[Start of EXTRACTED INFORMATION]

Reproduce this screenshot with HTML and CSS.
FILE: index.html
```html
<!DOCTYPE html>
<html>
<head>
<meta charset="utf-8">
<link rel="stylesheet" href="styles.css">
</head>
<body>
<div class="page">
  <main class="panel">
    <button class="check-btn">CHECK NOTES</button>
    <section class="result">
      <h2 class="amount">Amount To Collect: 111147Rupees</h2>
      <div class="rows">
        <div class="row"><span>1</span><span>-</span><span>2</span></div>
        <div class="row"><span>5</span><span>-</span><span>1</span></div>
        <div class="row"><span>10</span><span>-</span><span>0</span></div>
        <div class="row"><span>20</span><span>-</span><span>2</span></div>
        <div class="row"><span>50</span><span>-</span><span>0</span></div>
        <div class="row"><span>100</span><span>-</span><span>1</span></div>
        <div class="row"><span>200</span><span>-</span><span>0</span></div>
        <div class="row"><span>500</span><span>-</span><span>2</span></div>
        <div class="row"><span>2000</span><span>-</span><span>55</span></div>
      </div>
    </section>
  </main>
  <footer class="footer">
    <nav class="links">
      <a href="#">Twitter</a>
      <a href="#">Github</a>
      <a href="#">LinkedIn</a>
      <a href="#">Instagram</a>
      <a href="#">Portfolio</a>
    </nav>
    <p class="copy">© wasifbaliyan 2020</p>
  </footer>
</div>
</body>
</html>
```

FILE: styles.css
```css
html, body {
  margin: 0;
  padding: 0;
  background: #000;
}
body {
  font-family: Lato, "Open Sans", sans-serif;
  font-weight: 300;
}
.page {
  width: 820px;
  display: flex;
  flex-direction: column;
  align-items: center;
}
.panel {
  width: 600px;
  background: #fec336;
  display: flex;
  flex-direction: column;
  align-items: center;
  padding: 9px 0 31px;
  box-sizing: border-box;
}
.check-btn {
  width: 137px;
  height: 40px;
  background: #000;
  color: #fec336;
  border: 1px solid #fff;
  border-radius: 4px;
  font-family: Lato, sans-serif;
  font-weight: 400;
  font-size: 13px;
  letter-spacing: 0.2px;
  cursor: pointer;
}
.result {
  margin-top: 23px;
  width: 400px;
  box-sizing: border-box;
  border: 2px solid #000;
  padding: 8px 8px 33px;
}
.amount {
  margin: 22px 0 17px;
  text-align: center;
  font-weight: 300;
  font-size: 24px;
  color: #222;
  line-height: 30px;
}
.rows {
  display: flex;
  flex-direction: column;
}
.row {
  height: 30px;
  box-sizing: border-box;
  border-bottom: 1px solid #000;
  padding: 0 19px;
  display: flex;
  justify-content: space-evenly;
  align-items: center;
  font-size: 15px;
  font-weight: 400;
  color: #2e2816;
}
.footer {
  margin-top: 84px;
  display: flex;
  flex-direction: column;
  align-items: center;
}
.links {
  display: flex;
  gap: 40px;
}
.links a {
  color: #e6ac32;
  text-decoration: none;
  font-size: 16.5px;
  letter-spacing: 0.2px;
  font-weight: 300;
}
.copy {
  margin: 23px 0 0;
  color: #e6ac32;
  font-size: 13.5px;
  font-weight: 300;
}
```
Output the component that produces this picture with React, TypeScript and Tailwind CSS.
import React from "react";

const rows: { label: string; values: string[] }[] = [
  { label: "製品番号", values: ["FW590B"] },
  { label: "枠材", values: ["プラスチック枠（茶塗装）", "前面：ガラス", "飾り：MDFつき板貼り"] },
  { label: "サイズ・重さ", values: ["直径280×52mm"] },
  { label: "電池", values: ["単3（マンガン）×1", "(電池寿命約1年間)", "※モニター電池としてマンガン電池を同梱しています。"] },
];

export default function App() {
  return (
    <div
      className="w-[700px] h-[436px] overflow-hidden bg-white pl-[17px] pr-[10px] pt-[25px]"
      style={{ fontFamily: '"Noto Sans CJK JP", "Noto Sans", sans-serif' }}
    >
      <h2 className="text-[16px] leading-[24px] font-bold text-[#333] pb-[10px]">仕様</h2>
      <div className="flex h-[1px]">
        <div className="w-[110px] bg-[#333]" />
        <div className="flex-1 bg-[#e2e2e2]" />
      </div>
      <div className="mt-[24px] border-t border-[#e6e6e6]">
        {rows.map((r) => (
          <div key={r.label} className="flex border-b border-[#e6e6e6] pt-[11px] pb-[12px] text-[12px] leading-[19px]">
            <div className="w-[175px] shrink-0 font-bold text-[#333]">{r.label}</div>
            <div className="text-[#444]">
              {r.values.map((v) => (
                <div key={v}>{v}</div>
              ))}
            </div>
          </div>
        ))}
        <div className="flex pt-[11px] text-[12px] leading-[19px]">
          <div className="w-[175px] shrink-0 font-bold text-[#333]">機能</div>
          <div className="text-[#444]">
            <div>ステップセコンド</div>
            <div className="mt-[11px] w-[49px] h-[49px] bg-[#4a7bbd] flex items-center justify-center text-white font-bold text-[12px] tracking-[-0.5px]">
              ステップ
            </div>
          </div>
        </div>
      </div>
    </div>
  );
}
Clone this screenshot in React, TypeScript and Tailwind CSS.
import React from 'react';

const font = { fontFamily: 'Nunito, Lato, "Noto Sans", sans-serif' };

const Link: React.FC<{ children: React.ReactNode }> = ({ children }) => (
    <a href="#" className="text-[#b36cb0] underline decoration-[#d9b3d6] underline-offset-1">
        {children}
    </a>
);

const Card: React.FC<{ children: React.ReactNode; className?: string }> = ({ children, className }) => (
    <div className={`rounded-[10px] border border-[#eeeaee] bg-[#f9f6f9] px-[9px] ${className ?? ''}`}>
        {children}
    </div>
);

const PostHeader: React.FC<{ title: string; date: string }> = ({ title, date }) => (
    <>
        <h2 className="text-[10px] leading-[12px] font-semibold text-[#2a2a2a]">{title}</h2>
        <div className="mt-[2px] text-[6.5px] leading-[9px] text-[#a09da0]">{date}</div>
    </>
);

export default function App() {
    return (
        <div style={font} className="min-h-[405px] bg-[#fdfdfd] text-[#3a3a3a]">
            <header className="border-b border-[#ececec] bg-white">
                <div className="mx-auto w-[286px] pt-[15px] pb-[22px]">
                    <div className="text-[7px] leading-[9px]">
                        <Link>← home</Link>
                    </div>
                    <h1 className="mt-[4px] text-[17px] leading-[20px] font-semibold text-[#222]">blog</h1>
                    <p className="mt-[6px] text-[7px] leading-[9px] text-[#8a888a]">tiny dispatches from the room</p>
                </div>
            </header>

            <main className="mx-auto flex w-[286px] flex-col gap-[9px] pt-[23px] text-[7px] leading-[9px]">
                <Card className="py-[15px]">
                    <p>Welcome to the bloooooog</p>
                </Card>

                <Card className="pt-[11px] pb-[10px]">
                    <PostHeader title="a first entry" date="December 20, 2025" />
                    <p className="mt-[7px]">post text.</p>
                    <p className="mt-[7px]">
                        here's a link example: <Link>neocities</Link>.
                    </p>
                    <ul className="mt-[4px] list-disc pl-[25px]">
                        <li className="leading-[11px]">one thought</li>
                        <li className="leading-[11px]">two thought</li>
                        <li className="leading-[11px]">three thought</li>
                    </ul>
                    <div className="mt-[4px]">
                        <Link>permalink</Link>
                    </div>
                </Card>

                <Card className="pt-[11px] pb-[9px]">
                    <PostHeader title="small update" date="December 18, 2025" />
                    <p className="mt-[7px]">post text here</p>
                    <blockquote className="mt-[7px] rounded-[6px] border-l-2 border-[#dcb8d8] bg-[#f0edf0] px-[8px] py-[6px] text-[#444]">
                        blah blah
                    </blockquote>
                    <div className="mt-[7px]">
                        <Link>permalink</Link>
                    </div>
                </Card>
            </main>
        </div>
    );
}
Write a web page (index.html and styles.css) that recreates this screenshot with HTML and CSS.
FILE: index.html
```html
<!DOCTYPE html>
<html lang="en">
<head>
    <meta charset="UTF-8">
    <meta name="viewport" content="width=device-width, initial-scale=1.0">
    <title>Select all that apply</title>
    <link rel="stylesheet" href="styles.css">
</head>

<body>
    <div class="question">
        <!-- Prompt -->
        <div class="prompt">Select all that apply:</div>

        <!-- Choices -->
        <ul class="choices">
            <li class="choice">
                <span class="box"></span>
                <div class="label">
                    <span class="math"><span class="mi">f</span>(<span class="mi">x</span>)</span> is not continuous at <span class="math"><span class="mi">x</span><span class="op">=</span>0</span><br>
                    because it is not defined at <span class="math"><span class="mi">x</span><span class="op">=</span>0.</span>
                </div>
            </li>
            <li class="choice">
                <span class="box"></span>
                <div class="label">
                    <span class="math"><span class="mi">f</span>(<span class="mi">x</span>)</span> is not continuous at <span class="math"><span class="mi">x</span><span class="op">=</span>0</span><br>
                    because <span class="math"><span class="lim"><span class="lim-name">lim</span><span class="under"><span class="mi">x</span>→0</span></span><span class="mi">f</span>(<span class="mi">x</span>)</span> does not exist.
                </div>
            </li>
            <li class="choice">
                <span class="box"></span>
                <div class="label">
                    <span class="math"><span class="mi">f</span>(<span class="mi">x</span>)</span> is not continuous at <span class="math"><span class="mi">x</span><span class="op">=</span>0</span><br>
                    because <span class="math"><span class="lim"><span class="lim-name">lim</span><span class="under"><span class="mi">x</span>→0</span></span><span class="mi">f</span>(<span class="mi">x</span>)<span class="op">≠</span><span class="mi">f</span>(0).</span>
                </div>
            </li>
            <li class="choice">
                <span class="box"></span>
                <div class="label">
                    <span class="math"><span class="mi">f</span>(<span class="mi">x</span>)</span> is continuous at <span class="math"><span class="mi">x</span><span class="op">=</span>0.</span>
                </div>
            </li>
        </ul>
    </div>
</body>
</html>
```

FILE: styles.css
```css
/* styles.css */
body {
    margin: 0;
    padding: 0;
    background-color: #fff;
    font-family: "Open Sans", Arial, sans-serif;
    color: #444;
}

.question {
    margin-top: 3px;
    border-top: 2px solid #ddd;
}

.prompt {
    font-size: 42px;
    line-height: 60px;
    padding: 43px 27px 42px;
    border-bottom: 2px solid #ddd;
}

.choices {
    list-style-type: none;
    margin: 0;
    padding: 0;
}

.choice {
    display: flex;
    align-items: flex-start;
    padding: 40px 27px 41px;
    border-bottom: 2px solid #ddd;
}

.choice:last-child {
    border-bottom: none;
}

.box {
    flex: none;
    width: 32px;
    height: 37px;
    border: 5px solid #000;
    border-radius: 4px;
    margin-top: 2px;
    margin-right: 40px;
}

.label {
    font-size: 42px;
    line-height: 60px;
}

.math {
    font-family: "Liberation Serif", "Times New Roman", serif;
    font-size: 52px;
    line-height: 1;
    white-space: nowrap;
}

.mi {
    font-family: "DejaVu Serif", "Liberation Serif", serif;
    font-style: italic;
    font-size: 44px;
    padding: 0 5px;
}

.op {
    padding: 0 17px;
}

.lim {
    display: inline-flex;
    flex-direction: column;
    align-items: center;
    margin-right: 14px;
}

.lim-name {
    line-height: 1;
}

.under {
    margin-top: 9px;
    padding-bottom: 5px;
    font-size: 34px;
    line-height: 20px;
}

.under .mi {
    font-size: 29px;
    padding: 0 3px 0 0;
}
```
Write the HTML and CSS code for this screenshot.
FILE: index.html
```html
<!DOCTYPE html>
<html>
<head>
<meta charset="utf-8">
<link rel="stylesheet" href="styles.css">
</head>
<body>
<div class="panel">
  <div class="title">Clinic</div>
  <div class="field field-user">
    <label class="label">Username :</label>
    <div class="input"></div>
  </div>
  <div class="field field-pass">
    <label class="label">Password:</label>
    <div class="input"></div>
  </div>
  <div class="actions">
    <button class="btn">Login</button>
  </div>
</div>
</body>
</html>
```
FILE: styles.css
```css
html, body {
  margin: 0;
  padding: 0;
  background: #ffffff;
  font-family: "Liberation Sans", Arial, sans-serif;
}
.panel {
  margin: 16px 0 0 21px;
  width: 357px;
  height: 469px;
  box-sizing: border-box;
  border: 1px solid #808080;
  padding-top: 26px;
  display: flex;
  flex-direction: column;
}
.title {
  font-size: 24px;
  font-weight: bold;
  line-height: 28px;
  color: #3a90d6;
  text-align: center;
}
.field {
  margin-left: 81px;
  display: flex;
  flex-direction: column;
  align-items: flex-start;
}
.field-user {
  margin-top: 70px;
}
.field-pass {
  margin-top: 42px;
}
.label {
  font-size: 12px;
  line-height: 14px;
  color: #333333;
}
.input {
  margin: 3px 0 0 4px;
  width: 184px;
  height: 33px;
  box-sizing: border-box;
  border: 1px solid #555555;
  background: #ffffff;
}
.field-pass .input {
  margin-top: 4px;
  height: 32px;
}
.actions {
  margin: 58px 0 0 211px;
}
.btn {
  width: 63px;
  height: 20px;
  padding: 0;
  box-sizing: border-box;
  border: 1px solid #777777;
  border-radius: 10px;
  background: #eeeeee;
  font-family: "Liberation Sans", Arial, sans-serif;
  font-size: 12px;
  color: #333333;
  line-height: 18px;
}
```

[End of EXTRACTED INFORMATION]

◆ YOUR TASK:
Looking at the data above, how many lines hold the word "page"? Respond with the number alone.

◆ TASK SOLUTION:
3